_Objective_
From the listing, collect all lines containing the word "that".

_Given records_
....
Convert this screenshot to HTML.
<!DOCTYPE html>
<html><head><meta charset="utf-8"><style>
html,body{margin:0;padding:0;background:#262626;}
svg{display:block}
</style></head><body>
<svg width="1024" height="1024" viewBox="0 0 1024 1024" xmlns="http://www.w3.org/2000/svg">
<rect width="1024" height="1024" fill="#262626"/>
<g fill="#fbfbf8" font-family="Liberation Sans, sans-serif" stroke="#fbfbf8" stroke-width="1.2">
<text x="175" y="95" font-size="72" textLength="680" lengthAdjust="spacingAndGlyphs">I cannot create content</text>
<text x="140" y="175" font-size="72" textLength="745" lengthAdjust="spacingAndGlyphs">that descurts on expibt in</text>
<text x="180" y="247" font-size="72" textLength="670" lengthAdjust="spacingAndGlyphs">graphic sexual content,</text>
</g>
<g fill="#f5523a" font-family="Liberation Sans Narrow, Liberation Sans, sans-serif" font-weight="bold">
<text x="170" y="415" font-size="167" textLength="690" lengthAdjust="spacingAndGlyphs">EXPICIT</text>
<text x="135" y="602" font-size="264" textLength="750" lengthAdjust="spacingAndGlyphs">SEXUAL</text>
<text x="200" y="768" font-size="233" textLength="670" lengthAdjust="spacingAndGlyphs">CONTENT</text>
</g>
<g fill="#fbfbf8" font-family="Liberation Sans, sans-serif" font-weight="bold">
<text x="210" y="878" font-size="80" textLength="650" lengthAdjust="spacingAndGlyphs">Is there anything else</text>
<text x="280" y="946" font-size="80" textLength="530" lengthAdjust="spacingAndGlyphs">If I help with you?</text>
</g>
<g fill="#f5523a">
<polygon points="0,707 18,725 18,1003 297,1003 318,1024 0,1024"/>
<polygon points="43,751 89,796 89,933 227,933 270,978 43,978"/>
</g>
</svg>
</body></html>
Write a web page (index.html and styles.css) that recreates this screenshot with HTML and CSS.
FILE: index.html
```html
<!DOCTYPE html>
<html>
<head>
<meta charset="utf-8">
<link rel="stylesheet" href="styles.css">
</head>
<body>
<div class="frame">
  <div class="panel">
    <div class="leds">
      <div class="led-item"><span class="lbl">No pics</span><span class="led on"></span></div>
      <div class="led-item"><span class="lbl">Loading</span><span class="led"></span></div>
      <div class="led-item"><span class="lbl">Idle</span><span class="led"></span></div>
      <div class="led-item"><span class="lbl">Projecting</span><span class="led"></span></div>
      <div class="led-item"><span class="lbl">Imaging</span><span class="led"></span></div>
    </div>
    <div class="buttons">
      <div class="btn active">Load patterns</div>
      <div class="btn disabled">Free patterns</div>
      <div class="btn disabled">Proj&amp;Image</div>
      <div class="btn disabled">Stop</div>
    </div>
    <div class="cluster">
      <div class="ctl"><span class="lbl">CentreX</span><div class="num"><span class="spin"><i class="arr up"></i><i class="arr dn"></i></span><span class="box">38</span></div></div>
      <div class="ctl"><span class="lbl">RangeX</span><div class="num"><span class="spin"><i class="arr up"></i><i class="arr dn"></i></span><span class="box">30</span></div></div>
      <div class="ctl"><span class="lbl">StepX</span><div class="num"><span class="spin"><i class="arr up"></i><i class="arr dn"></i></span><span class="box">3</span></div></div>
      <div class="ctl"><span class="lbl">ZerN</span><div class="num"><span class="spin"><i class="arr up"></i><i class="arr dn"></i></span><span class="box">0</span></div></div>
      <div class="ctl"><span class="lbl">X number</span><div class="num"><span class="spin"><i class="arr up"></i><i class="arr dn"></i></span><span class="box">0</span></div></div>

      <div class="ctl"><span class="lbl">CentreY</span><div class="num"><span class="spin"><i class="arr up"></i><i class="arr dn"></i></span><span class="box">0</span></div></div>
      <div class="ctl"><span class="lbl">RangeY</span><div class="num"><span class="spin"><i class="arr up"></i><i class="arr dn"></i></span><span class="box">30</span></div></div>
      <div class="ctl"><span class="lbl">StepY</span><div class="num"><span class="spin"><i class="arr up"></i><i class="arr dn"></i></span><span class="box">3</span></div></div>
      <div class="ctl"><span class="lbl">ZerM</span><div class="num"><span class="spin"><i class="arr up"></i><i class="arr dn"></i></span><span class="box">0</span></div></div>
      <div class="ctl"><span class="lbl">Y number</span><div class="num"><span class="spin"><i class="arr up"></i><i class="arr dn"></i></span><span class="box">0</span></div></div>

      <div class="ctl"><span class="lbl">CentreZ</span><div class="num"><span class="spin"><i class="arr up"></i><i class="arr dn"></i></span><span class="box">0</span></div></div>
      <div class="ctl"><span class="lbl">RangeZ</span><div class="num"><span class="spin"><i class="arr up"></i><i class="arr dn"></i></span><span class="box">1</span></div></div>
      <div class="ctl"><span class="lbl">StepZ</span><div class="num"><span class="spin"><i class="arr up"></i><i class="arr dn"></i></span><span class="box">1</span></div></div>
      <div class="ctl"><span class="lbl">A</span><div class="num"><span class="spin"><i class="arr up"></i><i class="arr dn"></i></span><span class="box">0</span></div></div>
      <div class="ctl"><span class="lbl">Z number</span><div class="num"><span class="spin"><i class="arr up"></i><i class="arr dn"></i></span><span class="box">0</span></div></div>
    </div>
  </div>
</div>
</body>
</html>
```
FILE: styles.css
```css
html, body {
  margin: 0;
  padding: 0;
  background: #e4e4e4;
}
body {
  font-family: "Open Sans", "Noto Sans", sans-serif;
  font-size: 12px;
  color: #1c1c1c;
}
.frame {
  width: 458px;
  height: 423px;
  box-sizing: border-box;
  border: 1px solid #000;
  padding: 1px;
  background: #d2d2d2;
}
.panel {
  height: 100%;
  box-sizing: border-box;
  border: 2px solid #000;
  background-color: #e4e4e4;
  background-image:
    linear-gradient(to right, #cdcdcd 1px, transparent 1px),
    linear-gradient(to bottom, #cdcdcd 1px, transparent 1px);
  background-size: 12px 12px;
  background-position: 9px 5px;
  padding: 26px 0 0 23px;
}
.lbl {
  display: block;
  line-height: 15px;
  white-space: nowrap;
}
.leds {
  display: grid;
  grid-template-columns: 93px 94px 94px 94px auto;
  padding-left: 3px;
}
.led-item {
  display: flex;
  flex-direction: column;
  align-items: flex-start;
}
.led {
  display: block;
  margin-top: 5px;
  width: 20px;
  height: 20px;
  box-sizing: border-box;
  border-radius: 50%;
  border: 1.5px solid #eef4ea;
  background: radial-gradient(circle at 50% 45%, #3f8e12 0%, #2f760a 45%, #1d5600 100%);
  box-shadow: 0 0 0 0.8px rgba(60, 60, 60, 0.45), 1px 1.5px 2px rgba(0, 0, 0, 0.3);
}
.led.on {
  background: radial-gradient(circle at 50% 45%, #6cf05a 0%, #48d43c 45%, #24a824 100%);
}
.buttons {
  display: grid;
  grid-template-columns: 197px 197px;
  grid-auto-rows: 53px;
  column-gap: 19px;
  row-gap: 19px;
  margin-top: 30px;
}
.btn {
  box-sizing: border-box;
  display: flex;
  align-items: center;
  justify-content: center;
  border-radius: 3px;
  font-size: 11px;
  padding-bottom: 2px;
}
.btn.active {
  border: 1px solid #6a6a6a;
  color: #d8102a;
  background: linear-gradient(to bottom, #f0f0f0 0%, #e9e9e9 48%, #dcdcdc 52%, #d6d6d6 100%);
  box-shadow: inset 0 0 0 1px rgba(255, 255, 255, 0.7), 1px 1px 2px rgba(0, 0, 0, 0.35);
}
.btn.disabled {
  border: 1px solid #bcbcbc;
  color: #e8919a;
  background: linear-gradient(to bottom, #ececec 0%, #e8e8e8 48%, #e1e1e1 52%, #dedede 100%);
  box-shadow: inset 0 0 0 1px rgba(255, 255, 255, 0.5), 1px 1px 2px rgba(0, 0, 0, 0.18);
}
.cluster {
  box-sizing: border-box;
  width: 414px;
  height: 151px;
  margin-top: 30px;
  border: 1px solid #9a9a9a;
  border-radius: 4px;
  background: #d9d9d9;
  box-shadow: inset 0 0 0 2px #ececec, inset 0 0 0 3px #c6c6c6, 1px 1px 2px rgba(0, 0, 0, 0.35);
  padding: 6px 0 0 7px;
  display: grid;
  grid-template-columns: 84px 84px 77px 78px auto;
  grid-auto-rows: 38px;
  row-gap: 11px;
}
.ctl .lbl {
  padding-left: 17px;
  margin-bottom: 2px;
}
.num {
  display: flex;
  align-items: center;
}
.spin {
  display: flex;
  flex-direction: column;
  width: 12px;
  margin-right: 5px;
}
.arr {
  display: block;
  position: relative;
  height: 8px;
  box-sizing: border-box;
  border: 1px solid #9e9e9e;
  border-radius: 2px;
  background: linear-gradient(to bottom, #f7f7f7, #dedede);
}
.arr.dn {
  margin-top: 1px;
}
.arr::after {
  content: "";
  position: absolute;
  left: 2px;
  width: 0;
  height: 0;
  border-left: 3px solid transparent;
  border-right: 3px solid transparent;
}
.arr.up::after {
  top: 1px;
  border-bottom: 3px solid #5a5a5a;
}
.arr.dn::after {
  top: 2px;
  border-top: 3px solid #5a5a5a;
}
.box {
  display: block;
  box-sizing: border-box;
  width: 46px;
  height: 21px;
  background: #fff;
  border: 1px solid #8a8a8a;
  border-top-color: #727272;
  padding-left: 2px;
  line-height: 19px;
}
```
....
_Answer_
<text x="140" y="175" font-size="72" textLength="745" lengthAdjust="spacingAndGlyphs">that descurts on expibt in</text>
Write a web page (index.html and styles.css) that recreates this screenshot with HTML and CSS.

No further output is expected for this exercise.